> **Work instructions**
Please retype the data in full and exactly; the pictures are not part of the copy.

> **Dataset content**

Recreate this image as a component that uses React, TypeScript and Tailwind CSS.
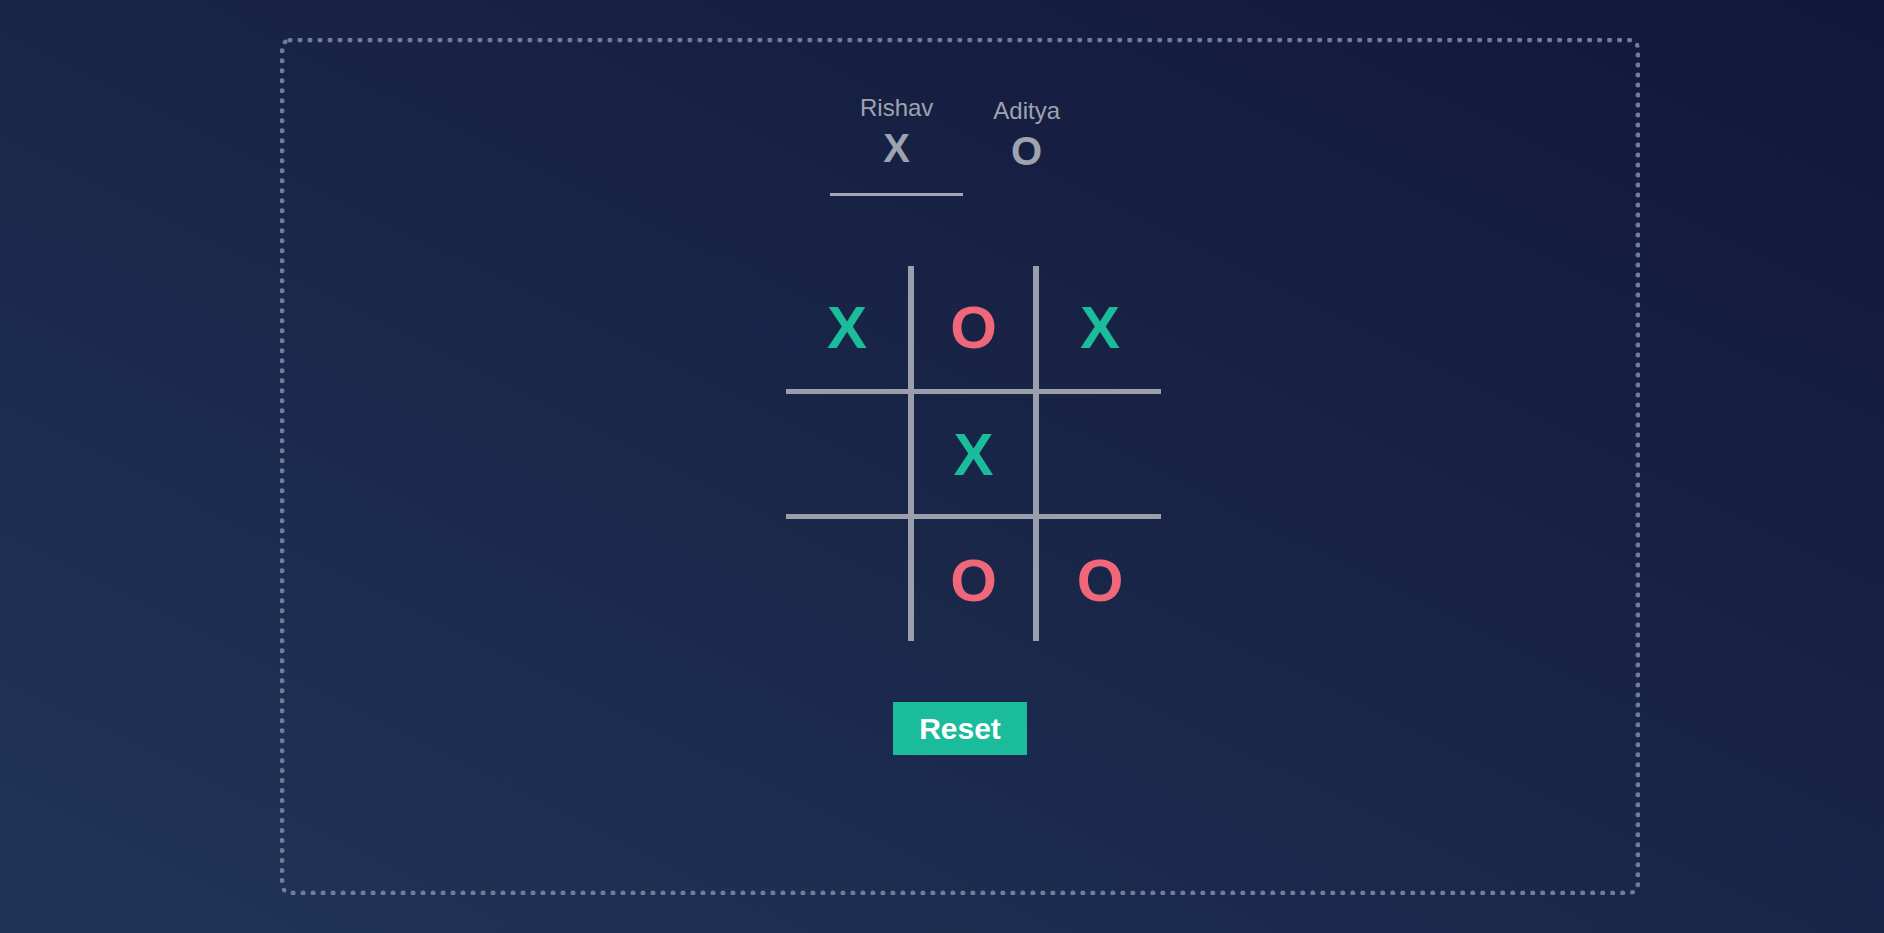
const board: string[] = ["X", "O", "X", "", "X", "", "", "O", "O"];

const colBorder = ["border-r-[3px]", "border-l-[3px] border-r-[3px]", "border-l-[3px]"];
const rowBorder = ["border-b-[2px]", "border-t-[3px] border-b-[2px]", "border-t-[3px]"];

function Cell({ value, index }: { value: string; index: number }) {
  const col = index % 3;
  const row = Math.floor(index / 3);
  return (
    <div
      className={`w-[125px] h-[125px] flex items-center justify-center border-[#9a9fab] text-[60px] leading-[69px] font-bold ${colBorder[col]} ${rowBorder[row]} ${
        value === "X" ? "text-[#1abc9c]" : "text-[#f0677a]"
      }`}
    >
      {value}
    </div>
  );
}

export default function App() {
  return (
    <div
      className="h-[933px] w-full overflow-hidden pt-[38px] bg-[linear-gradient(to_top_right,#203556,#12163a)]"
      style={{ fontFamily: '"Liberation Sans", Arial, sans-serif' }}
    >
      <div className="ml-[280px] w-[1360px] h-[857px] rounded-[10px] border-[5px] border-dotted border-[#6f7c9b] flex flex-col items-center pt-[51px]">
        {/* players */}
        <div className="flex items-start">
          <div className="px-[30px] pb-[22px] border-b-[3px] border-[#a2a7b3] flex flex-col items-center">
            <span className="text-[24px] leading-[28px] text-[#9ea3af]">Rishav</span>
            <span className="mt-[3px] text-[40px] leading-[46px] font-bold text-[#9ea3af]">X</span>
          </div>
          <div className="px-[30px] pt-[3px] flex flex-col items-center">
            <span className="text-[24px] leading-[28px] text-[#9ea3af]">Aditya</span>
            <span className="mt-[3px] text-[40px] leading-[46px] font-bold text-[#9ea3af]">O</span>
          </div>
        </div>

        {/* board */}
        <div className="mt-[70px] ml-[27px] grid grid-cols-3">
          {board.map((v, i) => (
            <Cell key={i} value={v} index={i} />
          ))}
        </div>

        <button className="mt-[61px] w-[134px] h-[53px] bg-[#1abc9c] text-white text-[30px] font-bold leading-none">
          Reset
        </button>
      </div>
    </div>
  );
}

> **Answer for this exercise**
Recreate this image as a component that uses React, TypeScript and Tailwind CSS.
const board: string[] = ["X", "O", "X", "", "X", "", "", "O", "O"];

const colBorder = ["border-r-[3px]", "border-l-[3px] border-r-[3px]", "border-l-[3px]"];
const rowBorder = ["border-b-[2px]", "border-t-[3px] border-b-[2px]", "border-t-[3px]"];

function Cell({ value, index }: { value: string; index: number }) {
  const col = index % 3;
  const row = Math.floor(index / 3);
  return (
    <div
      className={`w-[125px] h-[125px] flex items-center justify-center border-[#9a9fab] text-[60px] leading-[69px] font-bold ${colBorder[col]} ${rowBorder[row]} ${
        value === "X" ? "text-[#1abc9c]" : "text-[#f0677a]"
      }`}
    >
      {value}
    </div>
  );
}

export default function App() {
  return (
    <div
      className="h-[933px] w-full overflow-hidden pt-[38px] bg-[linear-gradient(to_top_right,#203556,#12163a)]"
      style={{ fontFamily: '"Liberation Sans", Arial, sans-serif' }}
    >
      <div className="ml-[280px] w-[1360px] h-[857px] rounded-[10px] border-[5px] border-dotted border-[#6f7c9b] flex flex-col items-center pt-[51px]">
        {/* players */}
        <div className="flex items-start">
          <div className="px-[30px] pb-[22px] border-b-[3px] border-[#a2a7b3] flex flex-col items-center">
            <span className="text-[24px] leading-[28px] text-[#9ea3af]">Rishav</span>
            <span className="mt-[3px] text-[40px] leading-[46px] font-bold text-[#9ea3af]">X</span>
          </div>
          <div className="px-[30px] pt-[3px] flex flex-col items-center">
            <span className="text-[24px] leading-[28px] text-[#9ea3af]">Aditya</span>
            <span className="mt-[3px] text-[40px] leading-[46px] font-bold text-[#9ea3af]">O</span>
          </div>
        </div>

        {/* board */}
        <div className="mt-[70px] ml-[27px] grid grid-cols-3">
          {board.map((v, i) => (
            <Cell key={i} value={v} index={i} />
          ))}
        </div>

        <button className="mt-[61px] w-[134px] h-[53px] bg-[#1abc9c] text-white text-[30px] font-bold leading-none">
          Reset
        </button>
      </div>
    </div>
  );
}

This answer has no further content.